Goal:
Exclude the pictures, then repeat the remaining data exactly.

* * *

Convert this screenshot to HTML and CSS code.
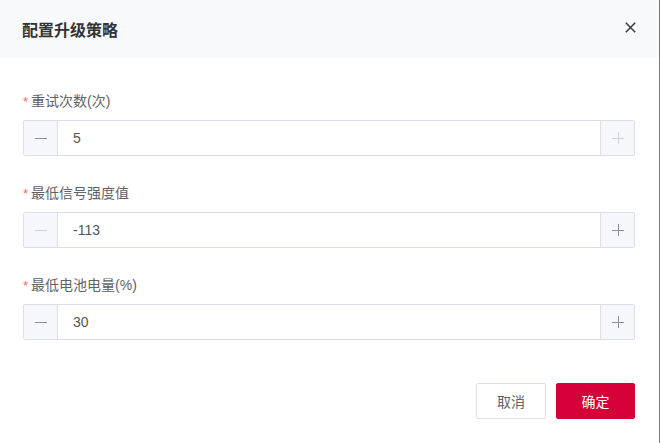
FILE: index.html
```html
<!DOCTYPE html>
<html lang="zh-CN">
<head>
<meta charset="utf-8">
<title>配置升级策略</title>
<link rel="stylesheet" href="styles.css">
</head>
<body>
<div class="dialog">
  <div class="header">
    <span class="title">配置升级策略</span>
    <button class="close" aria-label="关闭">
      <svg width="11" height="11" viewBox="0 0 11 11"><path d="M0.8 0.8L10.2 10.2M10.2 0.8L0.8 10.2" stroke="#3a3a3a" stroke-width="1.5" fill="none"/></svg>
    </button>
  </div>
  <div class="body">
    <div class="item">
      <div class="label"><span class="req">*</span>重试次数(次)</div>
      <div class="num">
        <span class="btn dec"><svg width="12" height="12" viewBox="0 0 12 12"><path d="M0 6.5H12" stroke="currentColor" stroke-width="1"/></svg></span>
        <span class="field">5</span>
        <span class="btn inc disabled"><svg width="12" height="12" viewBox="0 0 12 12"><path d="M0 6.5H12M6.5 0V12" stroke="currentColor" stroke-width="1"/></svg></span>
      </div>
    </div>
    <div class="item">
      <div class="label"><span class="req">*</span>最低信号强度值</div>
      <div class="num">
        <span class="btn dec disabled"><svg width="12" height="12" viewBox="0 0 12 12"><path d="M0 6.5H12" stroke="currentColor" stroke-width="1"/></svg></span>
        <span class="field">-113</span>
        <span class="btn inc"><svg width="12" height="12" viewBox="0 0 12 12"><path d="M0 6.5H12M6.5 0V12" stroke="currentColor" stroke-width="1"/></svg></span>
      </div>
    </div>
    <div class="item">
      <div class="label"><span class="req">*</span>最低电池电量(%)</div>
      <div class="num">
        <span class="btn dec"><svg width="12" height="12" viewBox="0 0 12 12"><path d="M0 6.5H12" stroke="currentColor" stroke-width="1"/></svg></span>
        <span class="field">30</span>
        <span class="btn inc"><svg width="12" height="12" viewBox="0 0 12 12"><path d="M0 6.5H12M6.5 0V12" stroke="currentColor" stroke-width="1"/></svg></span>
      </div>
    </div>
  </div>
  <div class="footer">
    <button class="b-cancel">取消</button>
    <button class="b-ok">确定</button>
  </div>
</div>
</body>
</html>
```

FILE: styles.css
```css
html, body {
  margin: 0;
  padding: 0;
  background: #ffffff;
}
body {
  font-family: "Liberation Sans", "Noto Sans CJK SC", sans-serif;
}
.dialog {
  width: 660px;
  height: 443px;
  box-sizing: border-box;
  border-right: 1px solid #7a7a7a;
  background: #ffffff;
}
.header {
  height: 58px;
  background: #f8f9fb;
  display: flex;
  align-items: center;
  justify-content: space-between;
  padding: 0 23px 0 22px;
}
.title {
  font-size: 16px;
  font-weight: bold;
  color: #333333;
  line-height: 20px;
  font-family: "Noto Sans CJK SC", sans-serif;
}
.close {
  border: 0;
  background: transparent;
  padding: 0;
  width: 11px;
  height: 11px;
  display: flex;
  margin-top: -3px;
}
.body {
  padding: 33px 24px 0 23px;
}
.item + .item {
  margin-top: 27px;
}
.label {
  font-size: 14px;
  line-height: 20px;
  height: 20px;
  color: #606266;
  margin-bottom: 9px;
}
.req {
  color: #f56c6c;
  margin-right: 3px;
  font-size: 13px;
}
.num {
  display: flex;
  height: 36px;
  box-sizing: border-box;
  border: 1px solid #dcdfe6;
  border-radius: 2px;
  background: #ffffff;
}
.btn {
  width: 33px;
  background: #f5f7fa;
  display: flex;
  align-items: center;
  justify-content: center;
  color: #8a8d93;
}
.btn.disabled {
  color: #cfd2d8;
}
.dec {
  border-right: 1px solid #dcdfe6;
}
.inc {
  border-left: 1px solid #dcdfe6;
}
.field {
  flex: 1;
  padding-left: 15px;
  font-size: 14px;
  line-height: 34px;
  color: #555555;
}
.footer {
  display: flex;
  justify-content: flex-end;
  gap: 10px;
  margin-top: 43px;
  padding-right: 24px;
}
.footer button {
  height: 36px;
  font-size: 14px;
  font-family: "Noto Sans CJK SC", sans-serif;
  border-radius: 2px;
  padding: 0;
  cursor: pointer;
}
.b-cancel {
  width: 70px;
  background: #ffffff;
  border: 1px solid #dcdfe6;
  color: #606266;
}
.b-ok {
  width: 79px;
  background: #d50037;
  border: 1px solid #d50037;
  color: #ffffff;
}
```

* * *

Written response:
Convert this screenshot to HTML and CSS code.
FILE: index.html
```html
<!DOCTYPE html>
<html lang="zh-CN">
<head>
<meta charset="utf-8">
<title>配置升级策略</title>
<link rel="stylesheet" href="styles.css">
</head>
<body>
<div class="dialog">
  <div class="header">
    <span class="title">配置升级策略</span>
    <button class="close" aria-label="关闭">
      <svg width="11" height="11" viewBox="0 0 11 11"><path d="M0.8 0.8L10.2 10.2M10.2 0.8L0.8 10.2" stroke="#3a3a3a" stroke-width="1.5" fill="none"/></svg>
    </button>
  </div>
  <div class="body">
    <div class="item">
      <div class="label"><span class="req">*</span>重试次数(次)</div>
      <div class="num">
        <span class="btn dec"><svg width="12" height="12" viewBox="0 0 12 12"><path d="M0 6.5H12" stroke="currentColor" stroke-width="1"/></svg></span>
        <span class="field">5</span>
        <span class="btn inc disabled"><svg width="12" height="12" viewBox="0 0 12 12"><path d="M0 6.5H12M6.5 0V12" stroke="currentColor" stroke-width="1"/></svg></span>
      </div>
    </div>
    <div class="item">
      <div class="label"><span class="req">*</span>最低信号强度值</div>
      <div class="num">
        <span class="btn dec disabled"><svg width="12" height="12" viewBox="0 0 12 12"><path d="M0 6.5H12" stroke="currentColor" stroke-width="1"/></svg></span>
        <span class="field">-113</span>
        <span class="btn inc"><svg width="12" height="12" viewBox="0 0 12 12"><path d="M0 6.5H12M6.5 0V12" stroke="currentColor" stroke-width="1"/></svg></span>
      </div>
    </div>
    <div class="item">
      <div class="label"><span class="req">*</span>最低电池电量(%)</div>
      <div class="num">
        <span class="btn dec"><svg width="12" height="12" viewBox="0 0 12 12"><path d="M0 6.5H12" stroke="currentColor" stroke-width="1"/></svg></span>
        <span class="field">30</span>
        <span class="btn inc"><svg width="12" height="12" viewBox="0 0 12 12"><path d="M0 6.5H12M6.5 0V12" stroke="currentColor" stroke-width="1"/></svg></span>
      </div>
    </div>
  </div>
  <div class="footer">
    <button class="b-cancel">取消</button>
    <button class="b-ok">确定</button>
  </div>
</div>
</body>
</html>
```

FILE: styles.css
```css
html, body {
  margin: 0;
  padding: 0;
  background: #ffffff;
}
body {
  font-family: "Liberation Sans", "Noto Sans CJK SC", sans-serif;
}
.dialog {
  width: 660px;
  height: 443px;
  box-sizing: border-box;
  border-right: 1px solid #7a7a7a;
  background: #ffffff;
}
.header {
  height: 58px;
  background: #f8f9fb;
  display: flex;
  align-items: center;
  justify-content: space-between;
  padding: 0 23px 0 22px;
}
.title {
  font-size: 16px;
  font-weight: bold;
  color: #333333;
  line-height: 20px;
  font-family: "Noto Sans CJK SC", sans-serif;
}
.close {
  border: 0;
  background: transparent;
  padding: 0;
  width: 11px;
  height: 11px;
  display: flex;
  margin-top: -3px;
}
.body {
  padding: 33px 24px 0 23px;
}
.item + .item {
  margin-top: 27px;
}
.label {
  font-size: 14px;
  line-height: 20px;
  height: 20px;
  color: #606266;
  margin-bottom: 9px;
}
.req {
  color: #f56c6c;
  margin-right: 3px;
  font-size: 13px;
}
.num {
  display: flex;
  height: 36px;
  box-sizing: border-box;
  border: 1px solid #dcdfe6;
  border-radius: 2px;
  background: #ffffff;
}
.btn {
  width: 33px;
  background: #f5f7fa;
  display: flex;
  align-items: center;
  justify-content: center;
  color: #8a8d93;
}
.btn.disabled {
  color: #cfd2d8;
}
.dec {
  border-right: 1px solid #dcdfe6;
}
.inc {
  border-left: 1px solid #dcdfe6;
}
.field {
  flex: 1;
  padding-left: 15px;
  font-size: 14px;
  line-height: 34px;
  color: #555555;
}
.footer {
  display: flex;
  justify-content: flex-end;
  gap: 10px;
  margin-top: 43px;
  padding-right: 24px;
}
.footer button {
  height: 36px;
  font-size: 14px;
  font-family: "Noto Sans CJK SC", sans-serif;
  border-radius: 2px;
  padding: 0;
  cursor: pointer;
}
.b-cancel {
  width: 70px;
  background: #ffffff;
  border: 1px solid #dcdfe6;
  color: #606266;
}
.b-ok {
  width: 79px;
  background: #d50037;
  border: 1px solid #d50037;
  color: #ffffff;
}
```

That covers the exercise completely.